The seasons often have a way of lifting or dampening the mood. For most people, its normal to feel a bit depressed and down when the cold winter kicks in. And when summer arrives and you can finally go out and enjoy the outdoors, your mood may also change to a happier more vibrant tone. Either way, seasons of weather, just like many things in our lives, can impact our mental health in a huge way.
Seasonal Affective Disorder (SAD)
The change in mood that you feel as a result of changes in the seasons is actually a recognized mental health condition. It is referred to as Seasonal Affective Disorder or SAD. It is basically a depressive disorder that is linked to seasonal changes. Typically, SAD is more prevalent in winter and in fall where the temperatures are cold and the days shorter. But there are some people who may experience SAD during summer of spring.
How Does A Change In Season Affect Mental Health?
There is in fact a biological explanation behind SAD. You see, during winter and fall, the supply of sunlight is significantly limited. Several studies have linked decreased exposure to the sun to depressed levels of serotonin in the body. As you know, serotonin is the most important hormone in stabilizing mood. The hormone is also responsible for triggering feelings of wellbeing and happiness. Without it, it’s easy to fall into moodiness and eventually depression.
But how does the sun trigger increased serotonin levels in the body? Well, this action starts in your eyes. When sunlight enters the cornea, it hits special areas of your retina. This then triggers the secretion of this happiness hormone. Considering that during winter the sun is often in short supply, it’s natural for your serotonin levels to drop.

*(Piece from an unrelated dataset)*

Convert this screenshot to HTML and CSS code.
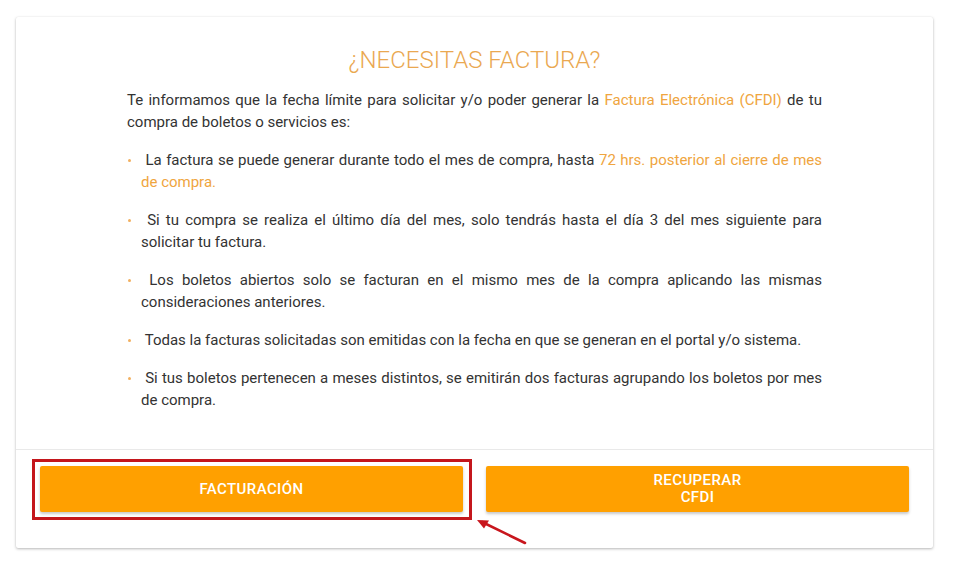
FILE: index.html
```html
<!DOCTYPE html>
<html lang="es">
<head>
<meta charset="utf-8">
<title>¿Necesitas factura?</title>
<link rel="stylesheet" href="styles.css">
</head>
<body>
<div class="page">
  <div class="card">
    <div class="card-body">
      <h2 class="title">¿NECESITAS FACTURA?</h2>
      <div class="content">
        <p>Te informamos que la fecha límite para solicitar y/o poder generar la <span class="hl">Factura Electrónica (CFDI)</span> de tu compra de boletos o servicios es:</p>
        <ul class="list">
          <li>&nbsp;La factura se puede generar durante todo el mes de compra, hasta <span class="hl">72 hrs. posterior al cierre de mes de compra.</span></li>
          <li>&nbsp;Si tu compra se realiza el último día del mes, solo tendrás hasta el día 3 del mes siguiente para solicitar tu factura.</li>
          <li>&nbsp;Los boletos abiertos solo se facturan en el mismo mes de la compra aplicando las mismas consideraciones anteriores.</li>
          <li>&nbsp;Todas la facturas solicitadas son emitidas con la fecha en que se generan en el portal y/o sistema.</li>
          <li>&nbsp;Si tus boletos pertenecen a meses distintos, se emitirán dos facturas agrupando los boletos por mes de compra.</li>
        </ul>
      </div>
    </div>
    <div class="card-actions">
      <div class="btn-wrap">
        <button class="btn">FACTURACIÓN</button>
        <span class="highlight-box"></span>
        <svg class="arrow" width="60" height="34" viewBox="0 0 60 34">
          <line x1="53" y1="30" x2="10" y2="9" stroke="#c8161d" stroke-width="2.6" stroke-linecap="round"/>
          <polygon points="5,7 17,7.5 12,15.5" fill="#c8161d"/>
        </svg>
      </div>
      <div class="btn-wrap">
        <button class="btn">RECUPERAR<br>CFDI</button>
      </div>
    </div>
  </div>
</div>
</body>
</html>
```

FILE: styles.css
```css
html, body {
  margin: 0;
  padding: 0;
  background: #ffffff;
}

body {
  font-family: Roboto, "Liberation Sans", Arial, sans-serif;
  color: #333333;
}

.page {
  padding: 17px 25px 20px 16px;
}

.card {
  background: #ffffff;
  box-shadow: 0 1px 3px rgba(0, 0, 0, 0.28), 0 0 1px rgba(0, 0, 0, 0.08);
  border-radius: 2px;
}

.card-body {
  padding: 29px 0 38px;
}

.title {
  margin: 0 0 15px;
  text-align: center;
  font-size: 24px;
  line-height: 28px;
  font-weight: 300;
  color: #eaa851;
}

.content {
  width: 695px;
  margin: 0 auto;
  font-size: 15px;
  line-height: 22px;
  text-align: justify;
}

.content p {
  margin: 0 0 16px;
}

.hl {
  color: #efa540;
}

.list {
  list-style: none;
  margin: 0;
  padding: 0;
}

.list li {
  position: relative;
  padding-left: 14px;
  margin-bottom: 16px;
}

.list li:last-child {
  margin-bottom: 0;
}

.list li::before {
  content: "";
  position: absolute;
  left: 1px;
  top: 10px;
  width: 3px;
  height: 3px;
  border-radius: 50%;
  background: #f2b060;
}

.card-actions {
  border-top: 1px solid #e9e9e9;
  padding: 16px 24px 36px;
  display: grid;
  grid-template-columns: 1fr 1fr;
  column-gap: 23px;
}

.btn-wrap {
  position: relative;
}

.btn {
  display: block;
  width: 100%;
  height: 46px;
  border: none;
  border-radius: 2px;
  background: #ffa000;
  color: #ffffff;
  font-family: Roboto, "Liberation Sans", Arial, sans-serif;
  font-size: 15px;
  font-weight: 500;
  letter-spacing: 0.4px;
  line-height: 17px;
  box-shadow: 0 2px 3px rgba(0, 0, 0, 0.22);
  padding: 0;
}

.highlight-box {
  position: absolute;
  left: -8px;
  top: -7px;
  right: -9px;
  bottom: -8px;
  border: 3px solid #c4161c;
  pointer-events: none;
}

.arrow {
  position: absolute;
  left: 432px;
  top: 47px;
  overflow: visible;
}
```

Seasonal-Induced Insomnia and Its Effects on Mental Health
Changes in seasons will also have adverse effects on the levels of melatonin in your body. Melatonin is an essential hormone which is released at night by the pineal gland. It is designed to control the sleep-wake cycle. Interestingly enough, melatonin is synthesized from the availability of serotonin.
In essence, in order to have optimum levels of melatonin in your body, you will need to first of all synthesis enough serotonin.
And since your ability to produce the happiness hormone is significantly reduced during the cold winter and fall seasons, your body will also naturally fall short of producing adequate amounts of melatonin.
As a result, your sleep pattern starts to deviate and before you know it, you are dealing with insomnia. This will ultimately have adverse effects on your overall mental health.
Practical Tips to Ease SAD
As noted above, seasonal affective disorder is something so common so you shouldn’t be ashamed about it. Here are a few practical tips that you can use to deal with it:
1. Light Up Your Spaces
There is just something about a well lit room or space that always seem to brighten the mood. You can even buy specialized light therapy boxes designed to deal with several cases of SAD. The boxes are designed to mimic the natural light of the sun, something that can positively help improve serotonin production in your body.
2. Keep Yourself Busy
When your mind is fully focused on other things, then it’s easier to adapt to the changes in seasons better. You don’t even have to do too much. Going to the gym for example or even running in a home-based treadmill can do your body wonders.
3. Take a Vacation
Just because its winter in your country does not mean its winter everywhere else in the world. If you have the means, you can escape the harsh weather and it’s SAD by taking a vacation in a sunny paradise somewhere in the tropics.
4. Talk to Someone
If indeed you realize that your SAD is getting severe by the day, it may be a good idea to talk to a therapist. Mental health starts very small but it can progress fast. The last thing you want is to get deep into depression just because it’s cold outside. Winters can be pretty long and you will need an expert therapist to get you through this. Do not be afraid to ask for assistance.